U.S. Reissue Patent No. 33,323 discloses solvent extraction of a light fraction of a reformate. The goal of that patent is to maximize benzene production only. A hydrocarbon feed is separated into a lighter fraction (a C.sub.6 cut that contains 15-35 lv % C.sub.7+) and a heavier fraction (all remaining C.sub.7 and heavier components). The lighter fraction is reformed in the presence of a non-acidic catalyst to maximize benzene yield. The heavier fraction is reformed in the presence of an acidic catalyst. The reformate from the non-acidic catalyst is introduced into an extraction where an aromatic extract stream and a non-aromatic raffinate stream are recovered. The raffinate stream can be recycled to the feed.
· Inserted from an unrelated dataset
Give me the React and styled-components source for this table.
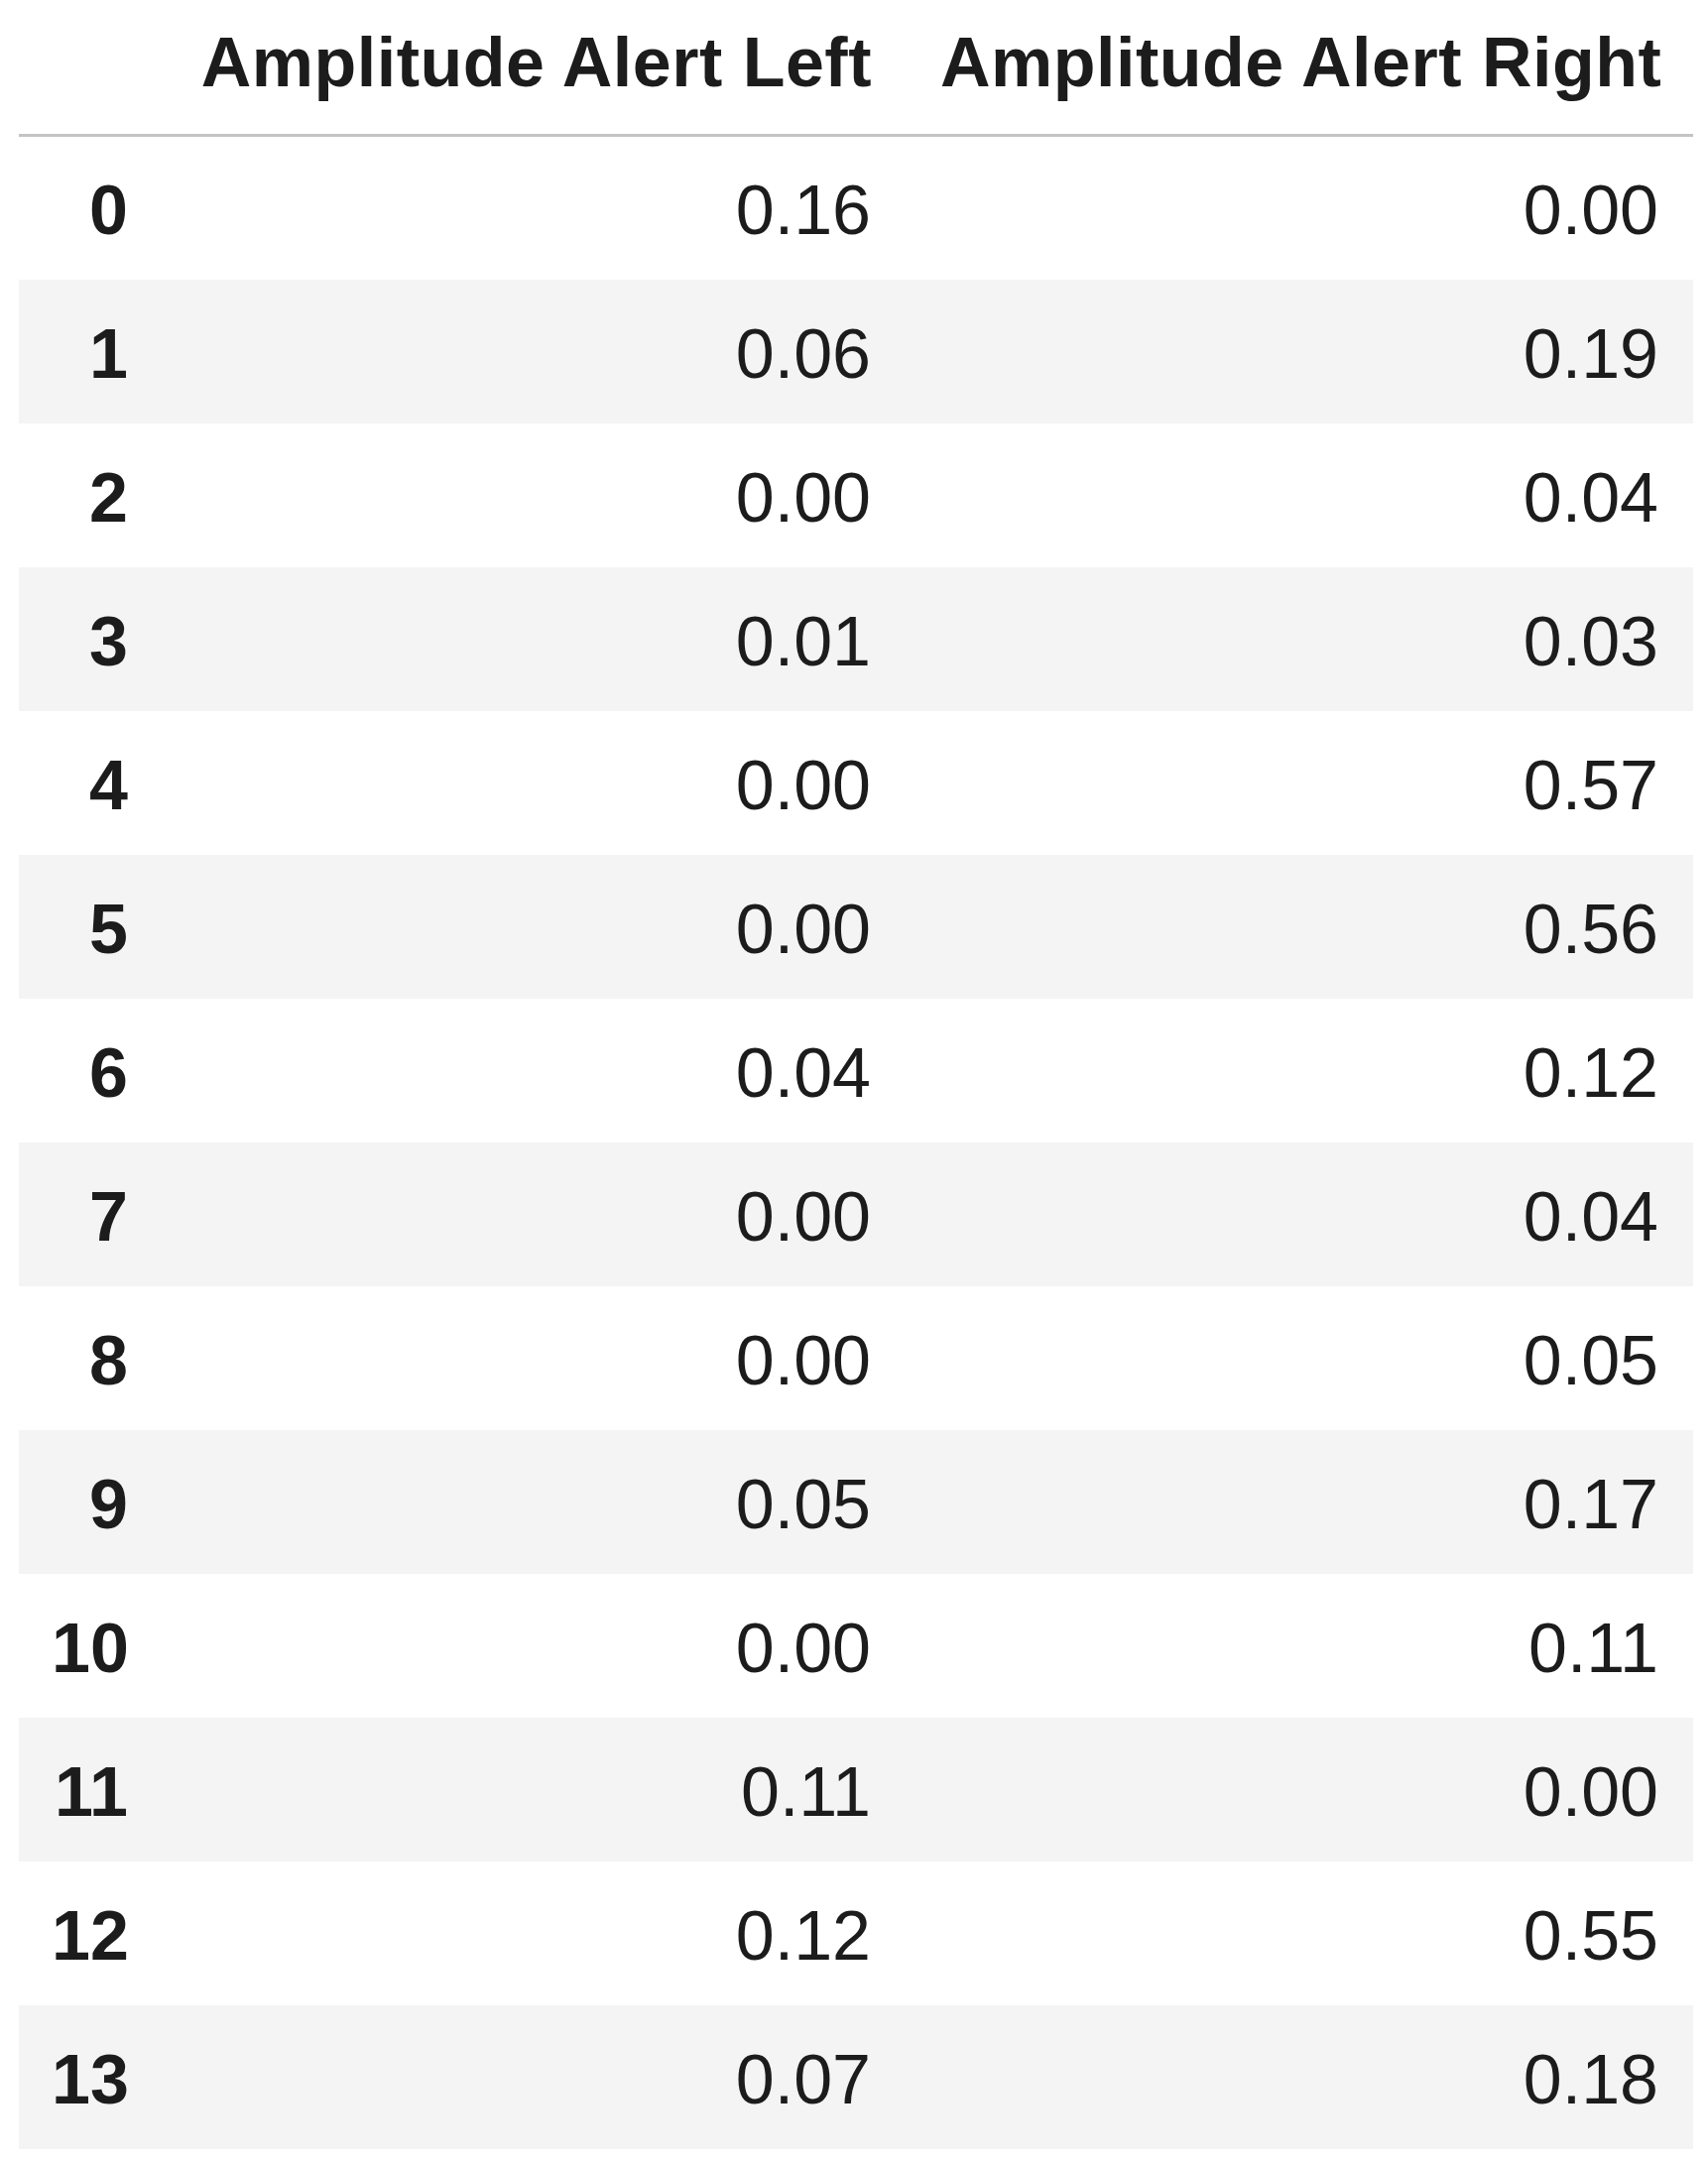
import React from "react";
import styled, { createGlobalStyle } from "styled-components";

const rows = [
  [0.16, 0.0],
  [0.06, 0.19],
  [0.0, 0.04],
  [0.01, 0.03],
  [0.0, 0.57],
  [0.0, 0.56],
  [0.04, 0.12],
  [0.0, 0.04],
  [0.0, 0.05],
  [0.05, 0.17],
  [0.0, 0.11],
  [0.11, 0.0],
  [0.12, 0.55],
  [0.07, 0.18],
];

const GlobalStyle = createGlobalStyle`
  body {
    margin: 0;
    background: #ffffff;
    font-family: "Liberation Sans", Arial, sans-serif;
    color: #1c1c1c;
  }
`;

const Wrapper = styled.div`
  padding-left: 19px;
`;

const Table = styled.table`
  border-collapse: collapse;
  border-spacing: 0;
  table-layout: fixed;
  width: 1688px;
  font-size: 70px;
  line-height: 84px;
`;

const HeadRow = styled.tr`
  border-bottom: 3px solid #c4c4c4;
`;

const HeadCell = styled.th`
  text-align: right;
  font-weight: 700;
  letter-spacing: 0.5px;
  padding: 21px 34px 30px 35px;
  white-space: nowrap;
  vertical-align: bottom;
`;

const Row = styled.tr`
  height: 145px;
  background: ${(p) => (p.$striped ? "#f4f4f4" : "#ffffff")};
`;

const IndexCell = styled.th`
  text-align: right;
  font-weight: 700;
  padding: 5px 37px 0 33px;
  vertical-align: middle;
`;

const ValueCell = styled.td`
  text-align: right;
  padding: 5px 35px 0;
  vertical-align: middle;
  white-space: nowrap;
`;

export default function App() {
  return (
    <Wrapper>
      <GlobalStyle />
      <Table>
        <colgroup>
          <col style={{ width: 147 }} />
          <col style={{ width: 747 }} />
          <col style={{ width: 794 }} />
        </colgroup>
        <thead>
          <HeadRow>
            <HeadCell />
            <HeadCell>Amplitude Alert Left</HeadCell>
            <HeadCell>Amplitude Alert Right</HeadCell>
          </HeadRow>
        </thead>
        <tbody>
          {rows.map(([left, right], i) => (
            <Row key={i} $striped={i % 2 === 1}>
              <IndexCell>{i}</IndexCell>
              <ValueCell>{left.toFixed(2)}</ValueCell>
              <ValueCell>{right.toFixed(2)}</ValueCell>
            </Row>
          ))}
        </tbody>
      </Table>
    </Wrapper>
  );
}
The paper entitled "New Options For Aromatics Production" presented to the 20th Annual 1995 Dewitt Petrochemical Review (Houston, Tex., Mar. 21-23, 1995) by J. D. Swift et al. related recent improvements in UOP's process for the production of benzene and para-xylene. Case studies were presented to demonstrate the benefits of using that process to increase total aromatics production from a fixed quantity of naphtha. One configuration of that process involved a split-feed process, but it is unclear what the composition of each feed was.